Reconnaître les erreurs
Qu’ils aient raison ou tort, les partisans de la thèse iatrogène au sujet de l’origine du SIDA, particulièrement de la thèse du VPO, ont une sérieuse mise au point à effectuer concernant la conduite de la science et sa réticence à admettre la possibilité d’erreurs, bien que totalement involontaires. Établir la cause de l’épidémie du SIDA n’est pas un simple exercice académique : cela pourrait avoir des implications concernant le traitement ou l’endiguement de la maladie et cela permettrait certainement d’éviter des catastrophes semblables à l’avenir.

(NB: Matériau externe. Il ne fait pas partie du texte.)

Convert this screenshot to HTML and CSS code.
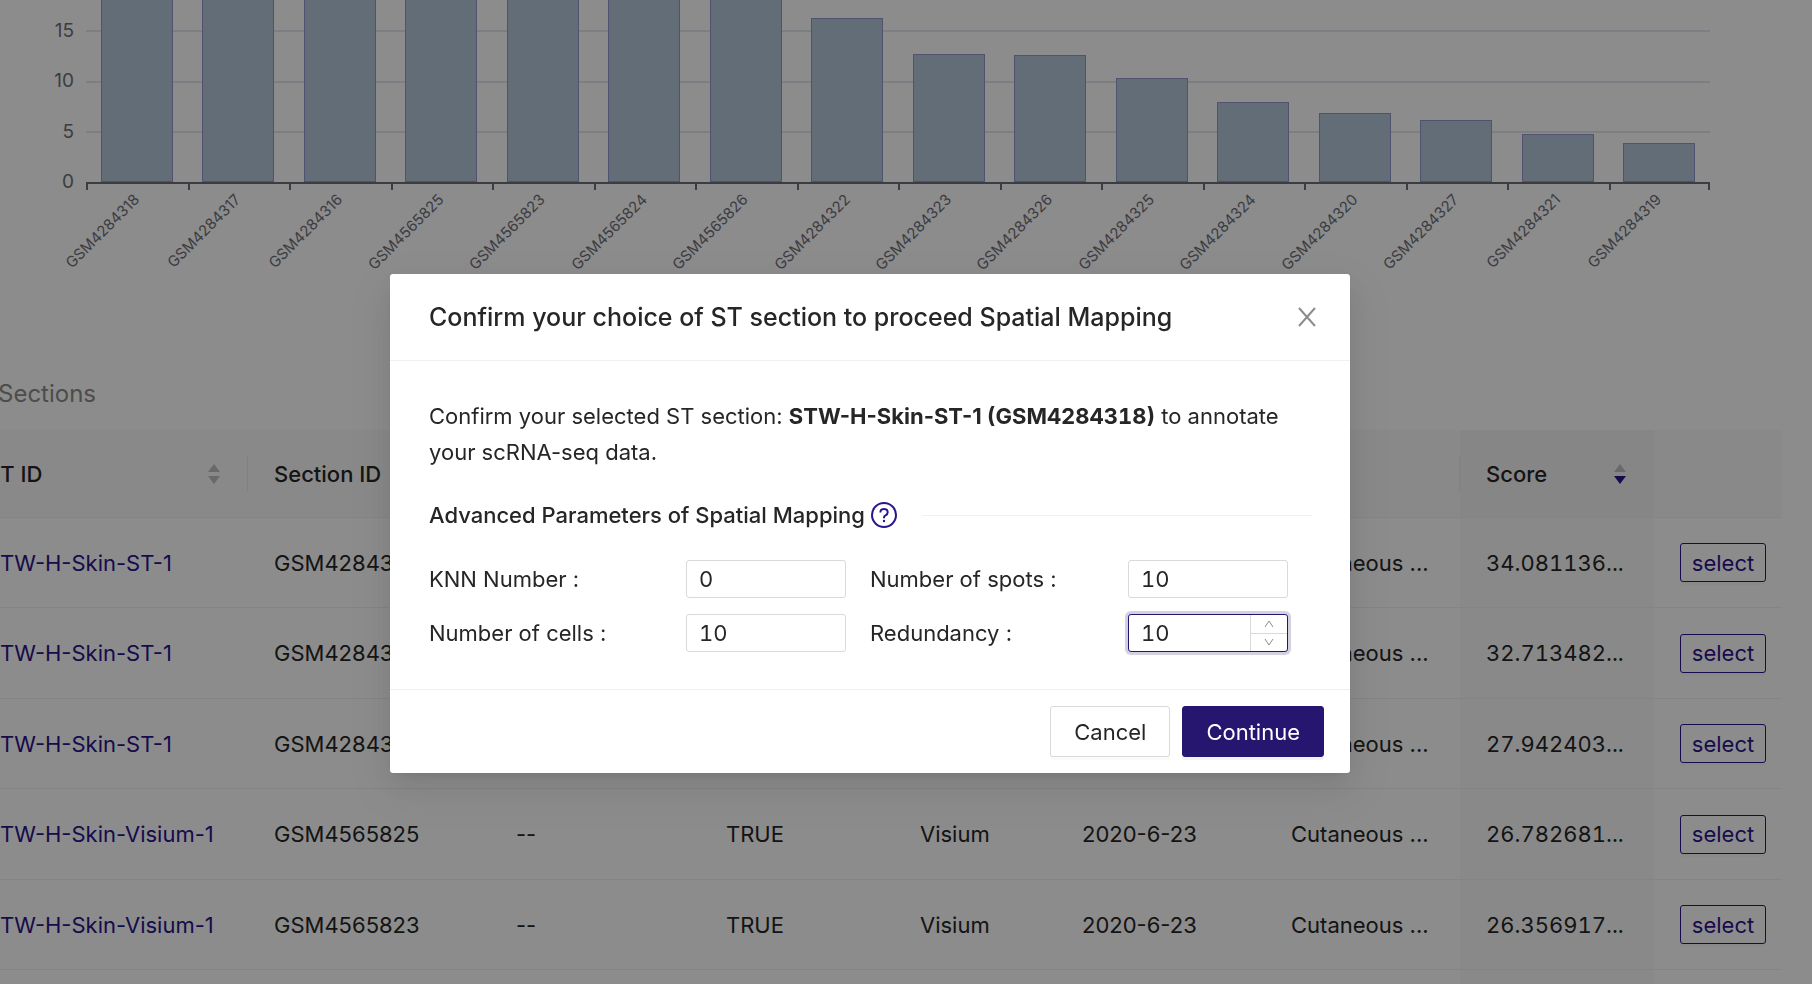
FILE: index.html
```html
<!DOCTYPE html>
<html lang="en">
<head>
<meta charset="utf-8">
<title>Spatial Mapping</title>
<link rel="stylesheet" href="styles.css">
</head>
<body>
<main class="page">
  <section class="chart">
    <div class="y-axis"><span>15</span><span>10</span><span>5</span><span>0</span></div>
    <div class="plot">
      <div class="grid-lines"><i></i><i></i><i></i><i class="base"></i></div>
      <div class="bars">
        <div class="bar" style="height:200px"></div>
        <div class="bar" style="height:200px"></div>
        <div class="bar" style="height:200px"></div>
        <div class="bar" style="height:200px"></div>
        <div class="bar" style="height:200px"></div>
        <div class="bar" style="height:200px"></div>
        <div class="bar" style="height:200px"></div>
        <div class="bar" style="height:164px"></div>
        <div class="bar" style="height:128px"></div>
        <div class="bar" style="height:127px"></div>
        <div class="bar" style="height:104px"></div>
        <div class="bar" style="height:80px"></div>
        <div class="bar" style="height:69px"></div>
        <div class="bar" style="height:62px"></div>
        <div class="bar" style="height:48px"></div>
        <div class="bar" style="height:39px"></div>
      </div>
      <div class="x-axis">
        <div class="tick"><span>GSM4284318</span></div>
        <div class="tick"><span>GSM4284317</span></div>
        <div class="tick"><span>GSM4284316</span></div>
        <div class="tick"><span>GSM4565825</span></div>
        <div class="tick"><span>GSM4565823</span></div>
        <div class="tick"><span>GSM4565824</span></div>
        <div class="tick"><span>GSM4565826</span></div>
        <div class="tick"><span>GSM4284322</span></div>
        <div class="tick"><span>GSM4284323</span></div>
        <div class="tick"><span>GSM4284326</span></div>
        <div class="tick"><span>GSM4284325</span></div>
        <div class="tick"><span>GSM4284324</span></div>
        <div class="tick"><span>GSM4284320</span></div>
        <div class="tick"><span>GSM4284327</span></div>
        <div class="tick"><span>GSM4284321</span></div>
        <div class="tick"><span>GSM4284319</span></div>
      </div>
    </div>
  </section>

  <h2 class="section-title">Sections</h2>

  <table class="results">
    <colgroup>
      <col class="c-id"><col class="c-section"><col class="c-note"><col class="c-flag"><col class="c-tech"><col class="c-date"><col class="c-tissue"><col class="c-score"><col class="c-action">
    </colgroup>
    <thead>
      <tr>
        <th class="split"><div class="head"><span>ST ID</span><svg class="sorter" viewBox="0 0 12 20"><path d="M6 0l6 8H0z"/><path d="M0 12h12l-6 8z"/></svg></div></th>
        <th>Section ID</th>
        <th></th><th></th><th></th><th></th>
        <th class="split"></th>
        <th class="score"><div class="head"><span>Score</span><svg class="sorter" viewBox="0 0 12 20"><path d="M6 0l6 8H0z"/><path class="on" d="M0 12h12l-6 8z"/></svg></div></th>
        <th></th>
      </tr>
    </thead>
    <tbody>
      <tr><td><a href="#">STW-H-Skin-ST-1</a></td><td>GSM4284318</td><td></td><td></td><td></td><td></td><td>Cutaneous ...</td><td class="score">34.081136...</td><td><button type="button" class="select">select</button></td></tr>
      <tr><td><a href="#">STW-H-Skin-ST-1</a></td><td>GSM4284317</td><td></td><td></td><td></td><td></td><td>Cutaneous ...</td><td class="score">32.713482...</td><td><button type="button" class="select">select</button></td></tr>
      <tr><td><a href="#">STW-H-Skin-ST-1</a></td><td>GSM4284316</td><td></td><td></td><td></td><td></td><td>Cutaneous ...</td><td class="score">27.942403...</td><td><button type="button" class="select">select</button></td></tr>
      <tr><td><a href="#">STW-H-Skin-Visium-1</a></td><td>GSM4565825</td><td>--</td><td>TRUE</td><td>Visium</td><td>2020-6-23</td><td>Cutaneous ...</td><td class="score">26.782681...</td><td><button type="button" class="select">select</button></td></tr>
      <tr><td><a href="#">STW-H-Skin-Visium-1</a></td><td>GSM4565823</td><td>--</td><td>TRUE</td><td>Visium</td><td>2020-6-23</td><td>Cutaneous ...</td><td class="score">26.356917...</td><td><button type="button" class="select">select</button></td></tr>
      <tr><td></td><td></td><td></td><td></td><td></td><td></td><td></td><td class="score"></td><td></td></tr>
    </tbody>
  </table>
</main>

<div class="overlay">
  <form class="modal" role="dialog" aria-labelledby="dialog-title">
    <header class="modal-header">
      <h1 id="dialog-title">Confirm your choice of ST section to proceed Spatial Mapping</h1>
      <button type="button" class="close" aria-label="Close"><svg viewBox="0 0 18 20"><path d="M1 1l16 18M17 1L1 19"/></svg></button>
    </header>
    <div class="modal-body">
      <p class="message">Confirm your selected ST section: <strong>STW-H-Skin-ST-1 <span class="digits">(GSM4284318)</span></strong> to annotate your scRNA-seq data.</p>
      <div class="divider">
        <h2>Advanced Parameters of Spatial Mapping</h2>
        <svg class="help" viewBox="0 0 26 26"><circle cx="13" cy="13" r="12"/><path d="M9.400 10.400C9.400 8.200 11 7 13 7s3.700 1.300 3.700 3.300c0 1.700-1 2.500-2.200 3.100-1.100.6-1.500 1.100-1.500 2.200v.7"/><circle class="dot" cx="13" cy="19" r="1.200"/></svg>
        <span class="rule"></span>
      </div>
      <div class="fields">
        <label for="knn">KNN Number :</label>
        <input id="knn" class="number" type="text" inputmode="numeric" value="0">
        <label for="spots">Number of spots :</label>
        <input id="spots" class="number" type="text" inputmode="numeric" value="10">
        <label for="cells">Number of cells :</label>
        <input id="cells" class="number" type="text" inputmode="numeric" value="10">
        <label for="redundancy">Redundancy :</label>
        <div class="number stepper">
          <input id="redundancy" type="text" inputmode="numeric" value="10">
          <div class="steps">
            <button type="button" aria-label="Increase"><svg viewBox="0 0 10 8"><path d="M1 7l4-6 4 6"/></svg></button>
            <button type="button" aria-label="Decrease"><svg viewBox="0 0 10 8"><path d="M1 1l4 6 4-6"/></svg></button>
          </div>
        </div>
      </div>
    </div>
    <footer class="modal-footer">
      <button type="button" class="btn">Cancel</button>
      <button type="submit" class="btn primary">Continue</button>
    </footer>
  </form>
</div>
</body>
</html>
```
FILE: styles.css
```css
* { box-sizing: border-box; }

html { overflow: hidden; background: #fff; }

body {
  margin: 0 0 0 -72px;
  height: 100vh;
  overflow: hidden;
  font-family: Inter, "Liberation Sans", sans-serif;
  font-size: 22px;
  color: #262626;
}

h1, h2, p { margin: 0; }
button, input { font: inherit; color: inherit; }

.digits, .number, td.score { font-variant-numeric: tabular-nums; }

.page { height: 100vh; padding: 0 30px 0 32px; overflow: hidden; }

/* Chart */
.chart {
  display: grid;
  grid-template-columns: 114px 1fr;
  column-gap: 12px;
  padding-right: 72px;
  color: #6e7079;
}

.y-axis {
  display: flex;
  flex-direction: column;
  justify-content: space-between;
  align-items: flex-end;
  height: 192px;
  padding-top: 21px;
  font-size: 19px;
  line-height: 20px;
}

.plot { position: relative; }

.grid-lines {
  position: absolute;
  inset: 30px 0 auto 0;
  height: 154px;
  display: flex;
  flex-direction: column;
  justify-content: space-between;
}
.grid-lines i { height: 2px; background: #e3e5f0; }
.grid-lines .base { background: #6e7079; }

.bars {
  position: relative;
  display: grid;
  grid-template-columns: repeat(16, 1fr);
  grid-template-rows: 100%;
  align-items: end;
  justify-items: center;
  height: 182px;
  overflow: hidden;
}
.bar {
  width: 72px;
  background: #b5c7db;
  border: 1px solid #9295cc;
}

.x-axis {
  display: grid;
  grid-template-columns: repeat(16, 1fr);
  height: 90px;
}
.tick {
  position: relative;
  background: linear-gradient(#6e7079, #6e7079) 0 0 / 2px 8px no-repeat;
}
.tick:last-child {
  background: linear-gradient(#6e7079, #6e7079) 0 0 / 2px 8px no-repeat,
    linear-gradient(#6e7079, #6e7079) 100% 0 / 2px 8px no-repeat;
}
.tick span {
  position: absolute;
  top: 5px;
  right: 50%;
  font-size: 15px;
  line-height: 20px;
  transform: rotate(-45deg);
  transform-origin: right center;
}

.section-title {
  margin: 106px 0 20px;
  padding-left: 38px;
  font-size: 24px;
  line-height: 32px;
  font-weight: 400;
  color: #8c8c8c;
}

/* Results table */
.results {
  width: 100%;
  table-layout: fixed;
  border-collapse: separate;
  border-spacing: 0;
}
.c-id { width: 288px; }
.c-section { width: 242px; }
.c-note { width: 210px; }
.c-flag { width: 194px; }
.c-tech { width: 162px; }
.c-date { width: 209px; }
.c-tissue { width: 195px; }
.c-score { width: 194px; }
.c-action { width: 128px; }

.results th,
.results td {
  padding: 0 26px;
  text-align: left;
  white-space: nowrap;
  border-bottom: 1px solid #f0f0f0;
}
.results th {
  height: 88px;
  font-weight: 500;
  background: #fafafa;
}
.results td { height: 90px; }
.results tr:nth-child(even) td { height: 91px; }
.results td.score { background: #fafafa; }
.results th.score { background: #f5f5f5; }
.results th.split {
  background: linear-gradient(#ececec, #ececec) 100% 50% / 1px 36px no-repeat #fafafa;
}
.results a { color: #2a158c; text-decoration: none; }

.head { display: flex; align-items: center; justify-content: space-between; padding-right: 2px; }
.sorter { width: 12px; height: 20px; fill: #bfbfbf; }
.sorter .on { fill: #2a158c; }

.select {
  display: block;
  width: 86px;
  height: 39px;
  padding: 0;
  border: 1px solid #2a158c;
  border-radius: 3px;
  background: #fff;
  color: #2a158c;
  box-shadow: 0 3px 0 rgba(0, 0, 0, 0.02);
}

/* Dialog */
.overlay {
  position: fixed;
  inset: 0 0 0 -72px;
  display: flex;
  justify-content: center;
  align-items: flex-start;
  padding-top: 274px;
  background: rgba(0, 0, 0, 0.45);
}
.modal {
  width: 960px;
  background: #fff;
  border-radius: 3px;
  box-shadow: 0 5px 11px -7px rgba(0, 0, 0, 0.12), 0 11px 29px rgba(0, 0, 0, 0.08), 0 16px 50px 14px rgba(0, 0, 0, 0.05);
}

.modal-header {
  display: flex;
  align-items: center;
  justify-content: space-between;
  height: 87px;
  padding: 0 34px 0 39px;
  border-bottom: 1px solid #f0f0f0;
}
.modal-header h1 { font-size: 25px; line-height: 36px; font-weight: 500; }
.close { display: flex; padding: 0; border: 0; background: none; }
.close svg { width: 18px; height: 20px; fill: none; stroke: #8c8c8c; stroke-width: 2; }

.modal-body { padding: 37px 38px 37px 39px; }
.message { line-height: 36px; }

.divider { display: flex; align-items: center; margin-top: 27px; height: 36px; }
.divider h2 { font-size: 22px; line-height: 36px; font-weight: 500; }
.help { width: 26px; height: 26px; margin-left: 6px; fill: none; stroke: #2a158c; stroke-width: 2; }
.help .dot { fill: #2a158c; stroke: none; }
.rule { flex: 1; height: 1px; margin-left: 25px; background: #f0f0f0; }

.fields {
  display: grid;
  grid-template-columns: 257px 160px 282px 160px;
  row-gap: 16px;
  align-items: center;
  margin-top: 27px;
}
.fields label:nth-of-type(even) { padding-left: 24px; }

.number {
  width: 160px;
  height: 38px;
  padding: 0 12px;
  border: 1px solid #d9d9d9;
  border-radius: 3px;
  background: #fff;
}
.stepper {
  display: flex;
  padding: 0;
  border-color: #26166f;
  box-shadow: 0 0 0 3px rgba(38, 22, 111, 0.2);
}
.stepper input {
  flex: 1;
  min-width: 0;
  padding: 0 12px;
  border: 0;
  background: none;
  outline: none;
}
.steps { display: flex; flex-direction: column; width: 37px; border-left: 1px solid #d9d9d9; }
.steps button {
  flex: 1;
  display: flex;
  align-items: center;
  justify-content: center;
  padding: 0;
  border: 0;
  background: none;
}
.steps button + button { border-top: 1px solid #d9d9d9; }
.steps svg { width: 10px; height: 8px; fill: none; stroke: #8c8c8c; }

.modal-footer {
  display: flex;
  justify-content: flex-end;
  gap: 12px;
  padding: 16px 26px;
  border-top: 1px solid #f0f0f0;
}
.btn {
  height: 51px;
  padding: 0 23px;
  border: 1px solid #d9d9d9;
  border-radius: 3px;
  background: #fff;
  box-shadow: 0 3px 0 rgba(0, 0, 0, 0.02);
}
.btn.primary {
  border-color: #26166f;
  background: #26166f;
  color: #fff;
  box-shadow: 0 3px 0 rgba(0, 0, 0, 0.05);
}
```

Nous en avons connu énormément dans le passé, y compris la contamination des vaccins anti-fièvre jaune par l’hépatite B et l’infection de millions de gens, par le biais des vaccins anti-polio, par le SV40, un virus simien, qui comme le suggèrent les preuves, a des effets carcinogènes chez l’homme.
Par conséquent, il est inquiétant que des scientifiques et des journalistes, y compris Andrew Tyler (journaliste pour Fleet Street pendant de nombreuses années avant de devenir Directeur d’Animal Aid) ayant écrit sur cette thèse au cours de la dernière décennie aient été censurés et ridiculisés.
Le fait que cette conférence ait eu lieu, en dépit des tentatives de sabotage, est un signe positif démontrant que certains scientifiques sont prêts à faire face à d’éventuelles vérités dérangeantes, alors que d’autres ne le sont pas.
On a honoré et loué Koprowski pour ce que la communauté scientifique considère comme son rôle dans l’éradication de la polio et il souhaite clairement ne pas ajouter la mention " père du SIDA " à son CV. Son attitude offensante envers les non-scientifiques et leurs " affabulations irresponsables " n’arrange rien pour lui.
La science doit faire preuve d’intégrité ou, selon le renommé Professeur Bill Hamilton, co-organisateur de la conférence, " le public aura raison d’être déçu par la science. "
À un cheveu près
Quelle que soit la réalité de cette controverse, la conférence de la Royal Society a pu conclure, catégoriquement, qu’injecter une quelconque matière animale à l’humain était "incroyablement dangereux", que nous devrions être plus prudents par rapport à ce genre de pratiques et que même si nous n’avons pas provoqué l’épidémie du SIDA chez l’homme, "tout s’est joué à un cheveu près."
Le message à en retirer est clair : tous les vaccins et autres produits biologiques à usage humain devraient être cultivés sur des tissus humains plutôt qu’animaux. Nous ne devrions pas utiliser les animaux comme des "réacteurs vivants" et les risques éventuels de la xénogreffe sont si importants qu’on ne devrait jamais y recourir.
Ma propre conclusion est la suivante : tant que nous aurons des contacts intimes avec les animaux, nous continuerons d’attraper des maladies mortelles venant d’eux, que ce soit en les élevant, en les mangeant, en les chassant, en les utilisant comme des spécimens de laboratoire ou en les commercialisant et même en les ayant pour animaux familiers. Toutes ces relations sont une forme d’exploitation et le terme "anthropique" (c’est-à-dire provoqué par l’humain) semble plus approprié qu’ "iatrogène", ce qui signifie que par l’exploitation d’autres espèces, nous provoquons souvent des maladies chez l’homme.